Over the course of the year, about £100m was invested in the city through cultural programming and infrastructure. It is estimated that for every £1 spent, there would be a predicted £5 return. All those who have been involved in organising events are now using the word "legacy" and discussing how people can build on what has been achieved. A lot of people have the view that the simple feel-good factor created by Derry's success in becoming the first UK City of Culture was great for the city, having the effect of bringing together people in a sometimes divided city was a real step forward.
Hull Followed With The 2017 Award
This year the 2017 winners Hull kicked off their UK City of Culture program with the city is expecting to see a significant increase in visitors and events over 2017 generating a positive economic impact. Hull is the second city to host the title and it will be hosting 365 days of cultural events that started with a fireworks event. It is estimated that the UK City of Culture 2017 win will deliver a £60 million boost to Hull’s economy throughout 2017, with a £13.5 million investment into the project. The city has also seen a £1 billion investment since winning the title in 2013. Keep an eye on what Hull is achieving throughout its year here at https://www.hull2017.co.uk
The Benefits to Warrington
Warrington’s initial expression of interest to run for UK City of Culture 2021 has been submitted to the government. There are two further stages with an initial bid submitted in April and the final bid from shortlisted cities by 29th September. The Heritage Lottery Fund has committed £3 million to the holder of the UK City of Culture title from 2021 onwards to boost local heritage, this would have a benefit of bolstering the area and all our cultural attractions.

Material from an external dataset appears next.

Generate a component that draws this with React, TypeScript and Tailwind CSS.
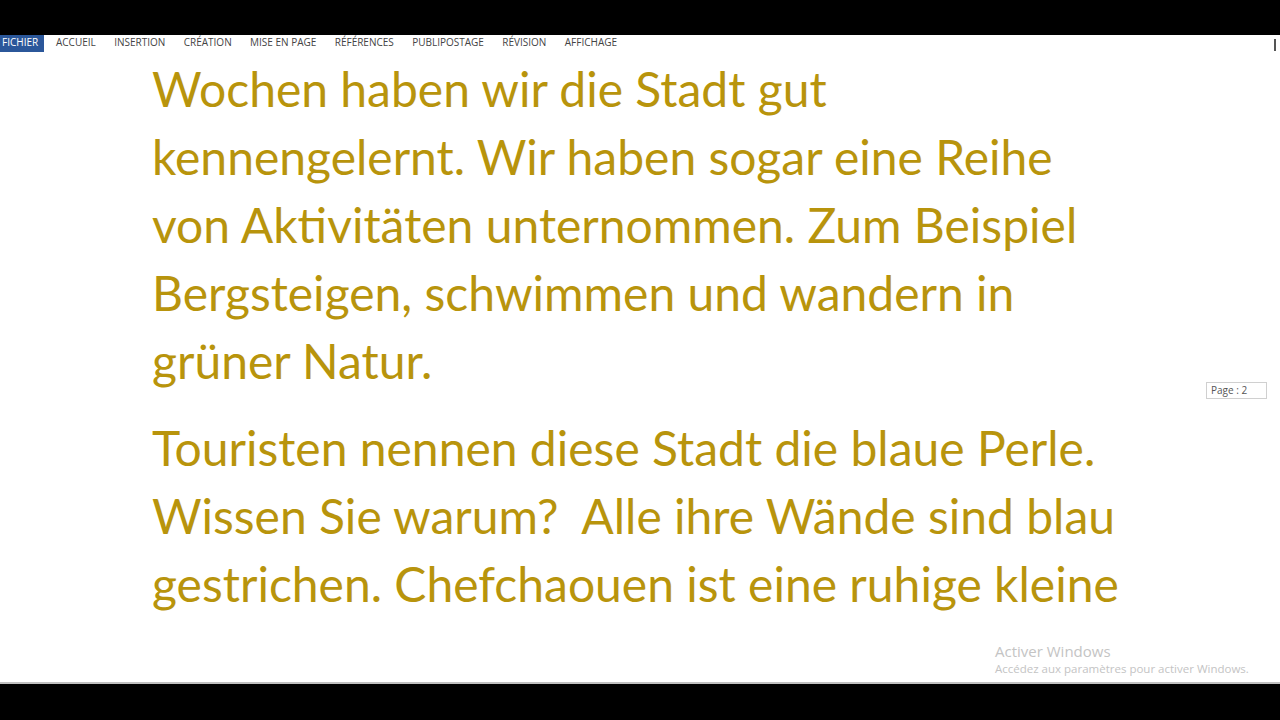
const tabs = ["ACCUEIL", "INSERTION", "CRÉATION", "MISE EN PAGE", "RÉFÉRENCES", "PUBLIPOSTAGE", "RÉVISION", "AFFICHAGE"];

const para1 = [
  "Wochen haben wir die Stadt gut",
  "kennengelernt. Wir haben sogar eine Reihe",
  "von Aktivitäten unternommen. Zum Beispiel",
  "Bergsteigen, schwimmen und wandern in",
  "grüner Natur.",
];

const para2 = [
  "Touristen nennen diese Stadt die blaue Perle.",
  "Wissen Sie warum?  Alle ihre Wände sind blau",
  "gestrichen. Chefchaouen ist eine ruhige kleine",
];

export default function App() {
  return (
    <div className="w-[1280px] h-[720px] bg-black flex flex-col overflow-hidden" style={{ fontFamily: "Lato, 'Open Sans', sans-serif" }}>
      <div className="h-[35px] shrink-0" />
      <div className="relative flex-1 bg-white flex flex-col">
        <div className="h-[17px] flex items-start text-[10px] leading-[15px] text-[#444]" style={{ fontFamily: "'Open Sans', sans-serif" }}>
          <div className="h-full bg-[#2b579a] text-white px-[2px] w-[44px]">FICHIER</div>
          <div className="flex gap-[18.4px] ml-[12px]">
            {tabs.map((t) => (
              <span key={t}>{t}</span>
            ))}
          </div>
          <div className="ml-auto mr-[4px] mt-[4px] w-[2px] h-[12px] bg-[#555]" />
        </div>

        <div className="pl-[152px] pt-[3px] text-[#b8940c] text-[48px] leading-[68px] whitespace-pre">
          {para1.map((l) => (
            <div key={l}>{l}</div>
          ))}
          <div className="h-[19px]" />
          {para2.map((l) => (
            <div key={l}>{l}</div>
          ))}
        </div>

        <div className="absolute left-[1206px] top-[347px] border border-[#d0d0d0] px-[4px] h-[17px] w-[61px] flex items-center text-[10px] text-[#555]" style={{ fontFamily: "'Open Sans', sans-serif" }}>
          Page : 2
        </div>

        <div className="absolute left-[995px] top-[606px] text-[#c4c4c4]" style={{ fontFamily: "'Open Sans', sans-serif" }}>
          <div className="text-[15px] leading-[20px]">Activer Windows</div>
          <div className="text-[11.5px] leading-[14px] mt-[1px]">Accédez aux paramètres pour activer Windows.</div>
        </div>

        <div className="mt-auto h-[2px] bg-[#c0c0c0]" />
      </div>
      <div className="h-[36px] shrink-0" />
    </div>
  );
}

It looks to me from the outside that a successful bid brings real benefits to the economy and business. It brings investment in local infrastructure, together with a big uplift in tourism and the local economy. If we then add the feel-good factor into the equation and how the previous awards have had a profound effect on their residents, then I would say this would be a massive benefit to the whole of Warrington!

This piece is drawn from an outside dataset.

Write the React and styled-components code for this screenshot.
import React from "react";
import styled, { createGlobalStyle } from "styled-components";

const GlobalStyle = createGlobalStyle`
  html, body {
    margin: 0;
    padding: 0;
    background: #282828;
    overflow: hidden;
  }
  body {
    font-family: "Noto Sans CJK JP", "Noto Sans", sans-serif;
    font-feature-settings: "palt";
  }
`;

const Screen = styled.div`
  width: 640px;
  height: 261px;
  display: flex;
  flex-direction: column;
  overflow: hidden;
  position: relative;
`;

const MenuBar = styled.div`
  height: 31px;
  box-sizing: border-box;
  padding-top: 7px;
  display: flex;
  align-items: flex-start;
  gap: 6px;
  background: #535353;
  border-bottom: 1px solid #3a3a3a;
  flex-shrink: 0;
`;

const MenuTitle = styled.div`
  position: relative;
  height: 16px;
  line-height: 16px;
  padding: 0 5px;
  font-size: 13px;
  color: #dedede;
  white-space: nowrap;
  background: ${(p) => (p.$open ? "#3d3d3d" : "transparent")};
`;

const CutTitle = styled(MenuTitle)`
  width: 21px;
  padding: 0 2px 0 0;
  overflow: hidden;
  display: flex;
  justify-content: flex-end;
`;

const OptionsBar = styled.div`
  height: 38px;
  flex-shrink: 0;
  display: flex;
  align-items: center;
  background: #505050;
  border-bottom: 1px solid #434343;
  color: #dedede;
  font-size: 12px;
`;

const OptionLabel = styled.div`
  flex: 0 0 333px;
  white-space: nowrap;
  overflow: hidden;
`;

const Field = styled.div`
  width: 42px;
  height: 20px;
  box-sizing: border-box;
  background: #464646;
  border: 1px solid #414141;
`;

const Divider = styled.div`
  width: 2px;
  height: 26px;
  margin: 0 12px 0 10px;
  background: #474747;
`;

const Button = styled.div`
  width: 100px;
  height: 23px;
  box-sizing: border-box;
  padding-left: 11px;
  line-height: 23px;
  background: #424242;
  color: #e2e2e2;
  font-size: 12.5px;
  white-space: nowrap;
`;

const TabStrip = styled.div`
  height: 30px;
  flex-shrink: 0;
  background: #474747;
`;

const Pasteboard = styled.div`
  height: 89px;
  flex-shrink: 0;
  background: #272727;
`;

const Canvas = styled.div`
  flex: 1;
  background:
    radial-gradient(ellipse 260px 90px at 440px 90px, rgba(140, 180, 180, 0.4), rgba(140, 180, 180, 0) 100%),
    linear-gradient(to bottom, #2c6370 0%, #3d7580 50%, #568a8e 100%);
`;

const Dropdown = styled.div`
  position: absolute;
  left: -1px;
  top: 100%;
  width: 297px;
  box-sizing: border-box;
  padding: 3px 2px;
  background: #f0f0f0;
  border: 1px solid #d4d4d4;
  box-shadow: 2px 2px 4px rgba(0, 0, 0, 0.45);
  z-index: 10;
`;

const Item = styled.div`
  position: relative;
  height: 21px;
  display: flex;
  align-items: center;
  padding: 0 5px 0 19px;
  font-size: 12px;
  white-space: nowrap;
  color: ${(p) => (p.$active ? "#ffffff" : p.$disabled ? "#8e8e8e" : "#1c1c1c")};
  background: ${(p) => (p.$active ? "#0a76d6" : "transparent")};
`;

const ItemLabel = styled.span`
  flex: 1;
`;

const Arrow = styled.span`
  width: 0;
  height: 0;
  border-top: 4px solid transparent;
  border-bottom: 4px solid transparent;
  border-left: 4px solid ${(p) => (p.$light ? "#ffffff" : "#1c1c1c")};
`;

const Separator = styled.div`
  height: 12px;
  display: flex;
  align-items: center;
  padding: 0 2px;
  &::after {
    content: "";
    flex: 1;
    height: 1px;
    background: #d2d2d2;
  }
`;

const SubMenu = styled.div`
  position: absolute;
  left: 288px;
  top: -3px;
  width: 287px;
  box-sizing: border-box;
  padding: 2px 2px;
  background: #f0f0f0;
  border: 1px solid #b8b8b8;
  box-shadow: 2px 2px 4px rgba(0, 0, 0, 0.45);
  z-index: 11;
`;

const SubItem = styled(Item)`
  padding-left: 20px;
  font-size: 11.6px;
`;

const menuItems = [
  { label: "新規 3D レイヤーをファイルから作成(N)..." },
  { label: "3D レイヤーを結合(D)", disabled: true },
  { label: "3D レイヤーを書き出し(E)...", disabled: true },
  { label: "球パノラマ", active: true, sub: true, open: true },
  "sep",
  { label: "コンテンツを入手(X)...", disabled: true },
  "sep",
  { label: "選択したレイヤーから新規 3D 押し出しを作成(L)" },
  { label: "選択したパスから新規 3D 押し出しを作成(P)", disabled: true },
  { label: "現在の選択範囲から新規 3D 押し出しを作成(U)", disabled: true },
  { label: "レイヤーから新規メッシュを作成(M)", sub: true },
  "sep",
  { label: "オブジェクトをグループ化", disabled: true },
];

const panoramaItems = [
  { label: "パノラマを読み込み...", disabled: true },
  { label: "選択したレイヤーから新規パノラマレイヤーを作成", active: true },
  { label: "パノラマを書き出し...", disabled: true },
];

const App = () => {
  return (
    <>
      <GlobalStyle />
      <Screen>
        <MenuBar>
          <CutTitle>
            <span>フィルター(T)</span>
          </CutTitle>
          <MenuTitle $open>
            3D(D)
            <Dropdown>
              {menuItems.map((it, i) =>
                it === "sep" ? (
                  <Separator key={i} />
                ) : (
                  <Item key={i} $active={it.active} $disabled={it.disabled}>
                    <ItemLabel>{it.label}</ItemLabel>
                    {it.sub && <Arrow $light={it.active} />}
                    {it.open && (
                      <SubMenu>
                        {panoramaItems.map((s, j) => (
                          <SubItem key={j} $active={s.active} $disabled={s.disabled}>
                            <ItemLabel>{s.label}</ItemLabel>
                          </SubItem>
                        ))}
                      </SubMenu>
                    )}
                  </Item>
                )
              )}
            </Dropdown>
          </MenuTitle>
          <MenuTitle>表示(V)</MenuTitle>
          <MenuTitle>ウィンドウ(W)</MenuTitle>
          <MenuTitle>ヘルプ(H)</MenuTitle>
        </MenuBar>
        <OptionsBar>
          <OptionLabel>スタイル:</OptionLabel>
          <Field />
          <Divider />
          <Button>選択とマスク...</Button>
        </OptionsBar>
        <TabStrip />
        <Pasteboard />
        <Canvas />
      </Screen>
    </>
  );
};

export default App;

A quotation on the http://www.warrington2021.com/our-bid/ website says the award would have "significant economic and social benefits, complementing existing physical regeneration plans as well as highlighting the cultural elements of the current developments as an essential part of the overall growth of the borough." The timing of the 2021 award seems to be perfect for Warrington and complements existing plans and projects to deliver and support:
- More than £100m of investment in the centre of Warrington before 2020
- More than 100 unique events across the borough every year in the run up to 2021
- The 50th anniversary of the new town in 2018
- Plans for a brand new heritage hub with a target opening date of 2019
- Final Thoughts
I feel putting culture at the heart of the transition from a new town to a new city and being highlighted as a “go to” destination for culture would have a long lasting positive effect for us all, in terms of economic growth and people's pride in their city. There seems to be real synergy with the bid, linking it to the growth of Warrington over the next four years. This tells me that it could be an amazing gift to those expansion plans and would give real inertia to the city’s proposed projects. I’m getting right behind this bid and would love to get more businesses involved with spreading the positivity and pushing hard to win a place in the history of British cultural events. As a business community as a whole, let us show our support and help in any way possible.